Transcribe the listing that follows in full, omitting pictures.

Lines of data

..........

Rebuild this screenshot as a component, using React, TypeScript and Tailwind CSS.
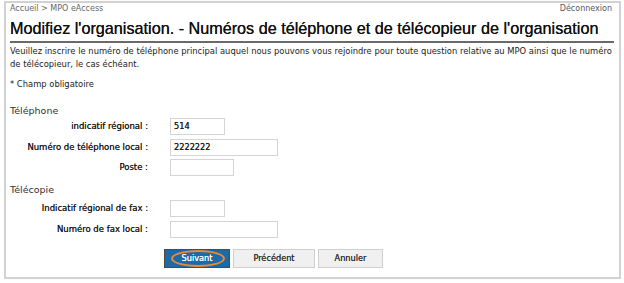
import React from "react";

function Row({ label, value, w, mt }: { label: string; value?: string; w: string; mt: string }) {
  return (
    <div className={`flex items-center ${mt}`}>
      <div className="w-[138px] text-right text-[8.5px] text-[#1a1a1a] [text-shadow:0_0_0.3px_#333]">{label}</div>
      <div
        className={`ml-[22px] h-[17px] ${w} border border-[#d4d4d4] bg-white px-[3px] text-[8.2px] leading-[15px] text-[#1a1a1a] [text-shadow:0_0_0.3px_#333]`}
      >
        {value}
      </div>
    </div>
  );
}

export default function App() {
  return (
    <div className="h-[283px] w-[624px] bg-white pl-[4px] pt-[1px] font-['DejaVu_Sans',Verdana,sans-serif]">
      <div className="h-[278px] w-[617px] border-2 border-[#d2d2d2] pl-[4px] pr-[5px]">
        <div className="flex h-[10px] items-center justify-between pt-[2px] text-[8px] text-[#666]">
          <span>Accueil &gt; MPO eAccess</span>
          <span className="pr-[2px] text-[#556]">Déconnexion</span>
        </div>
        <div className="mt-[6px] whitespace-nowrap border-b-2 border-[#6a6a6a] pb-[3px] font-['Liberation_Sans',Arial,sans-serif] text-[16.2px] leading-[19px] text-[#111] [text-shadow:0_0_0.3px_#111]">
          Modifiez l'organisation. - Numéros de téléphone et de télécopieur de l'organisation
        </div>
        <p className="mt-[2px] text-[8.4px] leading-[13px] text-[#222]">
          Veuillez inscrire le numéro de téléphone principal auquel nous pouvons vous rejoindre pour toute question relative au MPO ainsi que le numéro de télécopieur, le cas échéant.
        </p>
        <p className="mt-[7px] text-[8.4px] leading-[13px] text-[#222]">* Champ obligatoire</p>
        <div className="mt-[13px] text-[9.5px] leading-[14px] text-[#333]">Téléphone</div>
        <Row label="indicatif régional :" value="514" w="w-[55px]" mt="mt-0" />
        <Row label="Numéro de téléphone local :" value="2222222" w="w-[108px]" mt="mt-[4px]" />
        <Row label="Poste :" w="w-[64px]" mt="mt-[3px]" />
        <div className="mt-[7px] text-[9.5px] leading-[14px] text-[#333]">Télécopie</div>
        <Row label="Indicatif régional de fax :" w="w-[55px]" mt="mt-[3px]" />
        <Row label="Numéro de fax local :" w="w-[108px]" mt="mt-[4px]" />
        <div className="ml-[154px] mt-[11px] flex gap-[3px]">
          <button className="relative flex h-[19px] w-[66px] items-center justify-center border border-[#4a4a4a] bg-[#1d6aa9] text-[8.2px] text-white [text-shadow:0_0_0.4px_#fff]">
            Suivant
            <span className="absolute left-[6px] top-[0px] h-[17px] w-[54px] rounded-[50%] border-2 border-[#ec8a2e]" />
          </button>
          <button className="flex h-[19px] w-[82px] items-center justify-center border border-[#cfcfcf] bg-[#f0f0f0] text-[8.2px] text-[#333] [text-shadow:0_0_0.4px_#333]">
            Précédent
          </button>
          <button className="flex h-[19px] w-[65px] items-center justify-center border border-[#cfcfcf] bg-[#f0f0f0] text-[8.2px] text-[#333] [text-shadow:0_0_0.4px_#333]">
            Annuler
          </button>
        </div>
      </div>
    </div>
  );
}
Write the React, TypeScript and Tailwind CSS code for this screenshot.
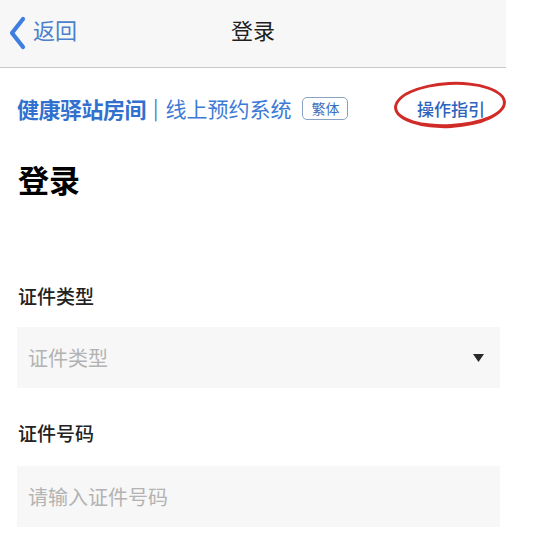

..........

EXERCISE OUTPUT:
Rebuild this screenshot as a component, using React, TypeScript and Tailwind CSS.
import React from "react";

function Row({ label, value, w, mt }: { label: string; value?: string; w: string; mt: string }) {
  return (
    <div className={`flex items-center ${mt}`}>
      <div className="w-[138px] text-right text-[8.5px] text-[#1a1a1a] [text-shadow:0_0_0.3px_#333]">{label}</div>
      <div
        className={`ml-[22px] h-[17px] ${w} border border-[#d4d4d4] bg-white px-[3px] text-[8.2px] leading-[15px] text-[#1a1a1a] [text-shadow:0_0_0.3px_#333]`}
      >
        {value}
      </div>
    </div>
  );
}

export default function App() {
  return (
    <div className="h-[283px] w-[624px] bg-white pl-[4px] pt-[1px] font-['DejaVu_Sans',Verdana,sans-serif]">
      <div className="h-[278px] w-[617px] border-2 border-[#d2d2d2] pl-[4px] pr-[5px]">
        <div className="flex h-[10px] items-center justify-between pt-[2px] text-[8px] text-[#666]">
          <span>Accueil &gt; MPO eAccess</span>
          <span className="pr-[2px] text-[#556]">Déconnexion</span>
        </div>
        <div className="mt-[6px] whitespace-nowrap border-b-2 border-[#6a6a6a] pb-[3px] font-['Liberation_Sans',Arial,sans-serif] text-[16.2px] leading-[19px] text-[#111] [text-shadow:0_0_0.3px_#111]">
          Modifiez l'organisation. - Numéros de téléphone et de télécopieur de l'organisation
        </div>
        <p className="mt-[2px] text-[8.4px] leading-[13px] text-[#222]">
          Veuillez inscrire le numéro de téléphone principal auquel nous pouvons vous rejoindre pour toute question relative au MPO ainsi que le numéro de télécopieur, le cas échéant.
        </p>
        <p className="mt-[7px] text-[8.4px] leading-[13px] text-[#222]">* Champ obligatoire</p>
        <div className="mt-[13px] text-[9.5px] leading-[14px] text-[#333]">Téléphone</div>
        <Row label="indicatif régional :" value="514" w="w-[55px]" mt="mt-0" />
        <Row label="Numéro de téléphone local :" value="2222222" w="w-[108px]" mt="mt-[4px]" />
        <Row label="Poste :" w="w-[64px]" mt="mt-[3px]" />
        <div className="mt-[7px] text-[9.5px] leading-[14px] text-[#333]">Télécopie</div>
        <Row label="Indicatif régional de fax :" w="w-[55px]" mt="mt-[3px]" />
        <Row label="Numéro de fax local :" w="w-[108px]" mt="mt-[4px]" />
        <div className="ml-[154px] mt-[11px] flex gap-[3px]">
          <button className="relative flex h-[19px] w-[66px] items-center justify-center border border-[#4a4a4a] bg-[#1d6aa9] text-[8.2px] text-white [text-shadow:0_0_0.4px_#fff]">
            Suivant
            <span className="absolute left-[6px] top-[0px] h-[17px] w-[54px] rounded-[50%] border-2 border-[#ec8a2e]" />
          </button>
          <button className="flex h-[19px] w-[82px] items-center justify-center border border-[#cfcfcf] bg-[#f0f0f0] text-[8.2px] text-[#333] [text-shadow:0_0_0.4px_#333]">
            Précédent
          </button>
          <button className="flex h-[19px] w-[65px] items-center justify-center border border-[#cfcfcf] bg-[#f0f0f0] text-[8.2px] text-[#333] [text-shadow:0_0_0.4px_#333]">
            Annuler
          </button>
        </div>
      </div>
    </div>
  );
}
Write the React, TypeScript and Tailwind CSS code for this screenshot.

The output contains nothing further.